[Short problem] Scan the lines below for "React"; report the number of lines that contain it, and only that.

[Collected material]

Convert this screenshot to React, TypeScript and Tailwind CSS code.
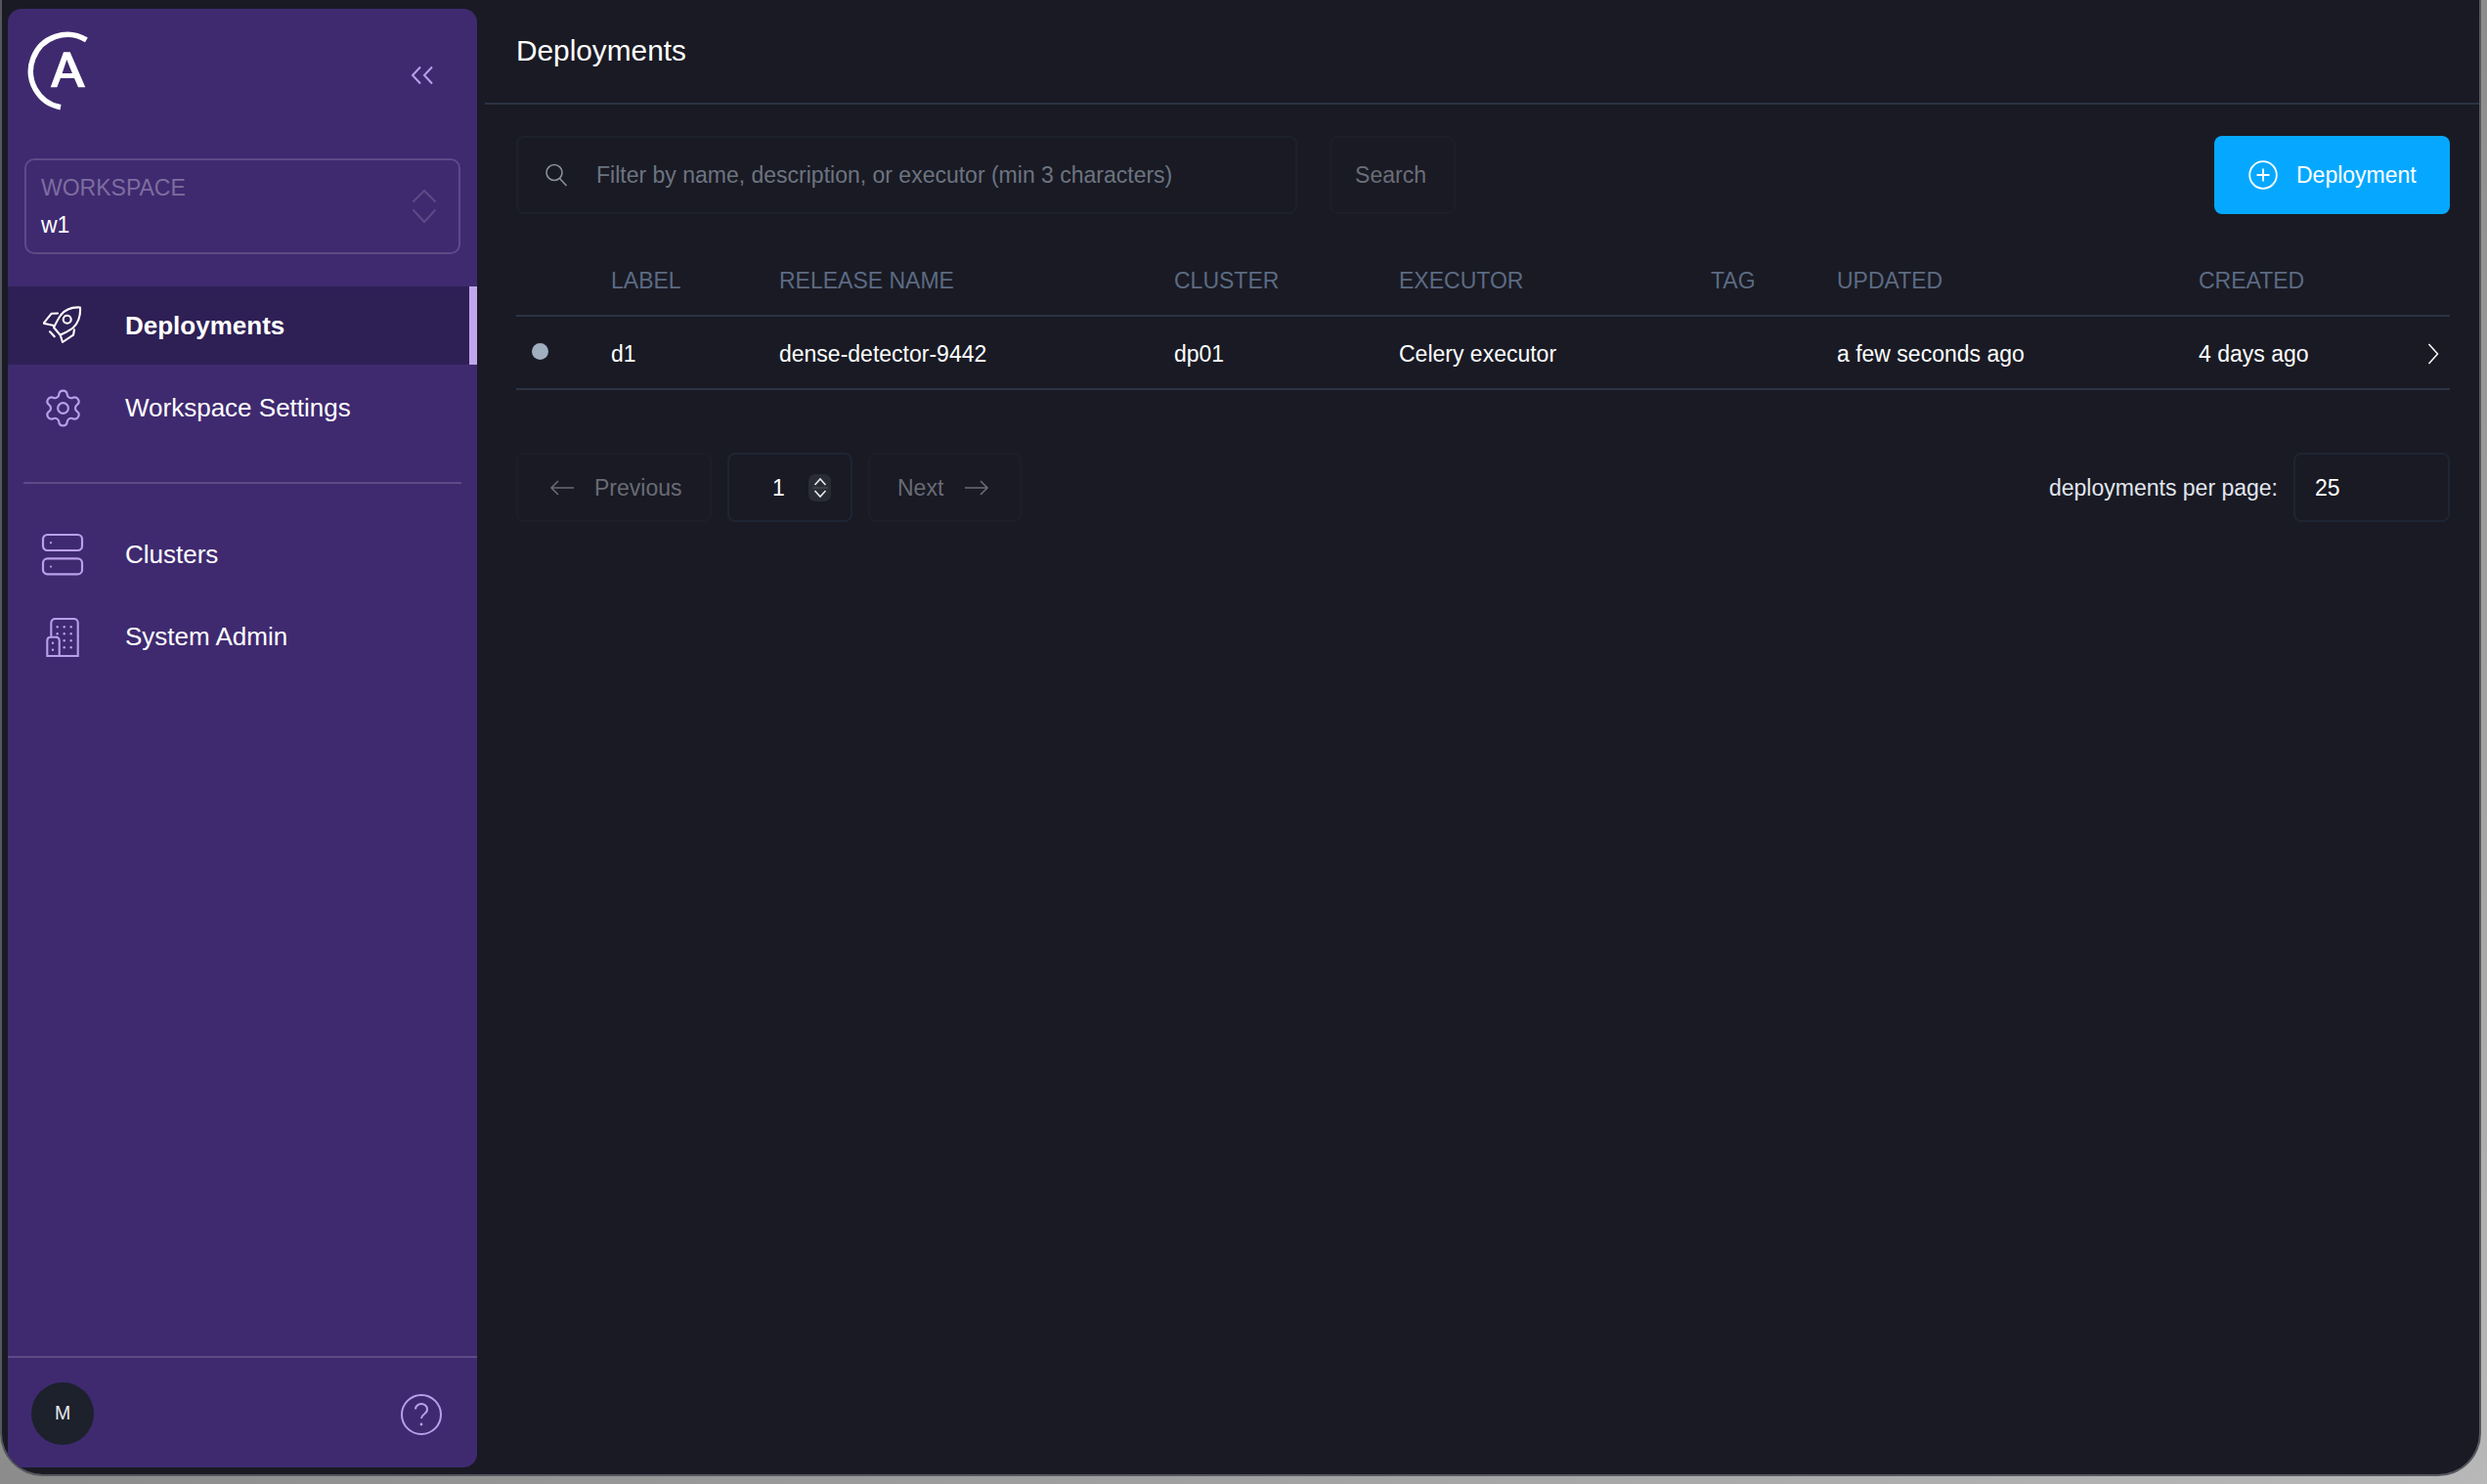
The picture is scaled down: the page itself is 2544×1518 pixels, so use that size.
const columns = "grid grid-cols-[97px_172px_404px_230px_319px_129px_370px_257px]";
const sans = "font-['Liberation_Sans',Arial,sans-serif]";

function Logo() {
  return (
    <svg width="66" height="84" viewBox="0 0 66 84" fill="none">
      <path d="M62.4 9.9A37.5 37.5 0 1 0 36 78.8" stroke="#fff" strokeWidth="5.5" />
      <path
        fillRule="evenodd"
        fill="#fff"
        d="M39 22.3H45.7L61.3 58.3H54L50 49H35.9L32.3 58.3H25.7ZM42.3 30L37.6 44H47.9Z"
      />
    </svg>
  );
}

function CollapseIcon() {
  return (
    <svg width="24" height="20" viewBox="0 0 24 20" fill="none" stroke="#b9a0e8" strokeWidth="2">
      <path d="M10 1.5L2 10L10 18.5" />
      <path d="M22 1.5L14 10L22 18.5" />
    </svg>
  );
}

function RocketIcon() {
  return (
    <svg width="40" height="40" viewBox="0 0 40 40" fill="none" stroke="#fff" strokeWidth="2.1" strokeLinejoin="round" strokeLinecap="round">
      <path d="M38 1.5C31 1 23 3 18 9.5C15.5 13 13 18 11 22L17.7 29.7C22 27.5 27 25.5 31 22C36.5 16.5 38.5 9 38 1.5Z" />
      <path d="M15 7.5L8.7 7.7L0.6 17.7L11 20" />
      <path d="M32 24.3L31 29.7L20 37L17.7 29.7" />
      <circle cx="24.7" cy="13.7" r="4" />
      <path d="M7 26.3L11.7 31.3" />
    </svg>
  );
}

function GearIcon() {
  return (
    <svg width="43" height="43" viewBox="0 0 24 24" fill="none" stroke="#b9a0e8" strokeWidth="1.2" strokeLinecap="round" strokeLinejoin="round">
      <path d="M9.671 4.136a2.34 2.34 0 0 1 4.659 0 2.34 2.34 0 0 0 3.319 1.915 2.34 2.34 0 0 1 2.33 4.033 2.34 2.34 0 0 0 0 3.831 2.34 2.34 0 0 1-2.33 4.033 2.34 2.34 0 0 0-3.319 1.915 2.34 2.34 0 0 1-4.659 0 2.34 2.34 0 0 0-3.32-1.915 2.34 2.34 0 0 1-2.33-4.033 2.34 2.34 0 0 0 0-3.831A2.34 2.34 0 0 1 6.35 6.051a2.34 2.34 0 0 0 3.319-1.915" />
      <circle cx="12" cy="12" r="3" />
    </svg>
  );
}

function ServerIcon() {
  return (
    <svg width="44" height="44" viewBox="0 0 44 44" fill="none" stroke="#b9a0e8" strokeWidth="2.2">
      <rect x="2" y="2" width="40" height="16" rx="4.5" />
      <rect x="2" y="26.4" width="40" height="16" rx="4.5" />
      <circle cx="10" cy="10.2" r="1.1" fill="#b9a0e8" stroke="none" />
      <circle cx="10" cy="34.6" r="1.1" fill="#b9a0e8" stroke="none" />
    </svg>
  );
}

function BuildingIcon() {
  const dots = [
    [11.7, 10.3], [18.7, 10.3], [25.7, 10.3],
    [11.7, 17.3], [18.7, 17.3], [25.7, 17.3],
    [18.7, 24.3], [25.7, 24.3],
    [18.7, 31.3], [25.7, 31.3],
    [7, 26.7], [7, 33.7],
  ];
  return (
    <svg width="34" height="41" viewBox="0 0 34 41" fill="none" stroke="#b9a0e8" strokeWidth="2.1">
      <path d="M5.3 20V6A4 4 0 0 1 9.3 2H28.7A4 4 0 0 1 32.7 6V40H1.3V24A3.5 3.5 0 0 1 4.8 20.7H9.5A3.5 3.5 0 0 1 13.7 24V40" />
      {dots.map(([cx, cy]) => (
        <circle key={`${cx}-${cy}`} cx={cx} cy={cy} r="1.2" fill="#b9a0e8" stroke="none" />
      ))}
    </svg>
  );
}

function HelpIcon() {
  return (
    <svg className="mt-[2px]" width="42" height="42" viewBox="0 0 42 42" fill="none" stroke="#b9a0e8" strokeWidth="2">
      <circle cx="21" cy="21" r="20" />
      <path d="M15 15.5a6 5.5 0 1 1 9.5 4.5c-2 1.5-3.5 2.5-3.5 5" />
      <circle cx="21" cy="31" r="1.4" fill="#b9a0e8" stroke="none" />
    </svg>
  );
}

function NavItem({ icon, label, active }: { icon: React.ReactNode; label: string; active?: boolean }) {
  return (
    <div className={`flex h-[80px] items-center ${active ? "bg-[#2e2055] border-r-[8px] border-[#c0a6ec]" : ""}`}>
      <div className="flex w-[112px] justify-center">{icon}</div>
      <span className={`ml-[8px] text-[26px] text-white ${active ? "font-bold" : ""}`}>{label}</span>
    </div>
  );
}

function Sidebar() {
  return (
    <aside className="ml-[6px] mt-[9px] mb-[7px] flex w-[480px] shrink-0 flex-col rounded-[14px] bg-[#3f2a70]">
      <div className="flex h-[153px] items-start justify-between">
        <div className="ml-[18px] mt-[22px]">
          <Logo />
        </div>
        <div className="mr-[44px] mt-[58px]">
          <CollapseIcon />
        </div>
      </div>

      <div className="mx-[17px] flex h-[98px] items-center justify-between rounded-[10px] border-2 border-[#5e4a86] pl-[15px] pr-[22px]">
        <div>
          <div className="mb-[2px] text-[23px] leading-[30px] text-[#7e6d9f]">WORKSPACE</div>
          <div className="mt-[8px] text-[23px] leading-[30px] text-white">w1</div>
        </div>
        <svg width="26" height="36" viewBox="0 0 26 36" fill="none" stroke="#5e4a86" strokeWidth="2">
          <path d="M1.5 13.5L13 2L24.5 13.5" />
          <path d="M1.5 21.5L13 34L24.5 21.5" />
        </svg>
      </div>

      <div className="mt-[33px]">
        <NavItem icon={<RocketIcon />} label="Deployments" active />
      </div>
      <div className="mt-[4px]">
        <NavItem icon={<GearIcon />} label="Workspace Settings" />
      </div>

      <div className="mx-[16px] mt-[36px] h-[2px] bg-[#5e4a86]" />

      <div className="mt-[32px]">
        <NavItem icon={<ServerIcon />} label="Clusters" />
      </div>
      <div className="mt-[4px]">
        <NavItem icon={<BuildingIcon />} label="System Admin" />
      </div>

      <div className="mt-auto flex h-[114px] items-center justify-between border-t-2 border-[#5e4a86] pl-[24px] pr-[36px] pt-[1px]">
        <div className="flex h-[64px] w-[64px] items-center justify-center rounded-full bg-[#1c212c] pt-[1px] text-[19.5px] text-[#e6e8ee]">
          M
        </div>
        <HelpIcon />
      </div>
    </aside>
  );
}

function Toolbar() {
  return (
    <div className="flex h-[80px] items-stretch">
      <div className="flex w-[799px] items-center rounded-[8px] border-2 border-[#1d212c] pl-[27px]">
        <svg width="24" height="24" viewBox="0 0 24 24" fill="none" stroke="#8a909c" strokeWidth="1.6">
          <circle cx="10" cy="9.5" r="8" />
          <path d="M15.5 15.5L22.5 23" />
        </svg>
        <span className="ml-[29px] text-[23px] text-[#6c7480]">
          Filter by name, description, or executor (min 3 characters)
        </span>
      </div>
      <div className="ml-[33px] flex w-[129px] items-center justify-center rounded-[8px] border-2 border-[#1c1e28] pr-[4px] text-[23px] text-[#6b6d77]">
        Search
      </div>
      <div className="ml-auto flex w-[241px] items-center rounded-[8px] bg-[#06a8ff] pl-[35px] text-[23px] text-white">
        <svg width="30" height="30" viewBox="0 0 30 30" fill="none" stroke="#fff" strokeWidth="1.8">
          <circle cx="15" cy="15" r="13.8" />
          <path d="M15 8.5V21.5M8.5 15H21.5" />
        </svg>
        <span className="ml-[19px]">Deployment</span>
      </div>
    </div>
  );
}

function Table() {
  const headers = ["", "LABEL", "RELEASE NAME", "CLUSTER", "EXECUTOR", "TAG", "UPDATED", "CREATED"];
  return (
    <div className="mt-[47px]">
      <div className={`${columns} h-[58px] items-center border-b-2 border-[#2c3444] pb-[14px] text-[23px] text-[#5c6b82]`}>
        {headers.map((h, i) => (
          <div key={i}>{h}</div>
        ))}
      </div>
      <div className={`${columns} h-[75px] items-center border-b-2 border-[#2c3444] pt-[3px] text-[23px] text-white`}>
        <div className="pl-[16px]">
          <div className="mb-[5px] h-[17px] w-[17px] rounded-full bg-[#a0aec0]" />
        </div>
        <div>d1</div>
        <div>dense-detector-9442</div>
        <div>dp01</div>
        <div>Celery executor</div>
        <div />
        <div>a few seconds ago</div>
        <div className="flex items-center justify-between pr-[11px]">
          <span>4 days ago</span>
          <svg width="12" height="22" viewBox="0 0 12 22" fill="none" stroke="#fff" strokeWidth="1.5">
            <path d="M1.5 1L10.5 11L1.5 21" />
          </svg>
        </div>
      </div>
    </div>
  );
}

function Pagination() {
  return (
    <div className="mt-[64px] flex h-[71px] items-stretch text-[23px]">
      <div className="flex w-[200px] items-center rounded-[8px] border-2 border-[#1c1e28] pl-[32px] pt-[2px] text-[#696b75]">
        <svg className="mb-[2px]" width="26" height="18" viewBox="0 0 26 18" fill="none" stroke="#696b75" strokeWidth="1.6">
          <path d="M25 9H2M9 2L2 9L9 16" />
        </svg>
        <span className="ml-[20px]">Previous</span>
      </div>
      <div className="ml-[16px] flex w-[128px] items-center rounded-[8px] border-2 border-[#1e2533] pl-[44px] text-white">
        <span className="w-[37px] pt-[2px]">1</span>
        <div className="flex h-[28px] w-[23px] flex-col items-center justify-between rounded-[7px] bg-[#2a2c35] py-[3px]">
          <svg width="14" height="9" viewBox="0 0 14 9" fill="none" stroke="#e8e8ec" strokeWidth="1.6">
            <path d="M1.5 8L7 2L12.5 8" />
          </svg>
          <div className="h-[2px] w-[16px] bg-[#3b3d47]" />
          <svg width="14" height="9" viewBox="0 0 14 9" fill="none" stroke="#e8e8ec" strokeWidth="1.6">
            <path d="M1.5 1L7 7L12.5 1" />
          </svg>
        </div>
      </div>
      <div className="ml-[16px] flex w-[157px] items-center rounded-[8px] border-2 border-[#1c1e28] pl-[28px] pt-[2px] text-[#696b75]">
        <span>Next</span>
        <svg className="mb-[2px] ml-[21px]" width="26" height="18" viewBox="0 0 26 18" fill="none" stroke="#696b75" strokeWidth="1.6">
          <path d="M1 9H24M17 2L24 9L17 16" />
        </svg>
      </div>
      <div className="ml-auto flex items-center pt-[2px] text-[#e2e6ee]">deployments per page:</div>
      <div className="ml-[16px] flex w-[160px] items-center rounded-[8px] border-2 border-[#1e2533] pl-[20px] pt-[2px] text-white">25</div>
    </div>
  );
}

export default function App() {
  return (
    <div className={`${sans} h-[1518px] w-[2544px] overflow-hidden bg-gradient-to-br from-[#d0d0d0] via-[#8c8c8c] to-[#b8b8b8]`}>
      <div className="flex h-[1510px] w-[2538px] overflow-hidden rounded-b-[44px] border-x-2 border-b-2 border-[#55565e] bg-[#191a24]">
        <Sidebar />
        <main className="ml-[8px] flex min-w-0 flex-1 flex-col">
          <div className="flex h-[107px] shrink-0 items-center border-b-2 border-[#2c3444] pl-[32px] text-[29.8px] text-white">
            Deployments
          </div>
          <div className="pl-[32px] pr-[30px] pt-[32px]">
            <Toolbar />
            <Table />
            <Pagination />
          </div>
        </main>
      </div>
    </div>
  );
}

[Complete answer] 2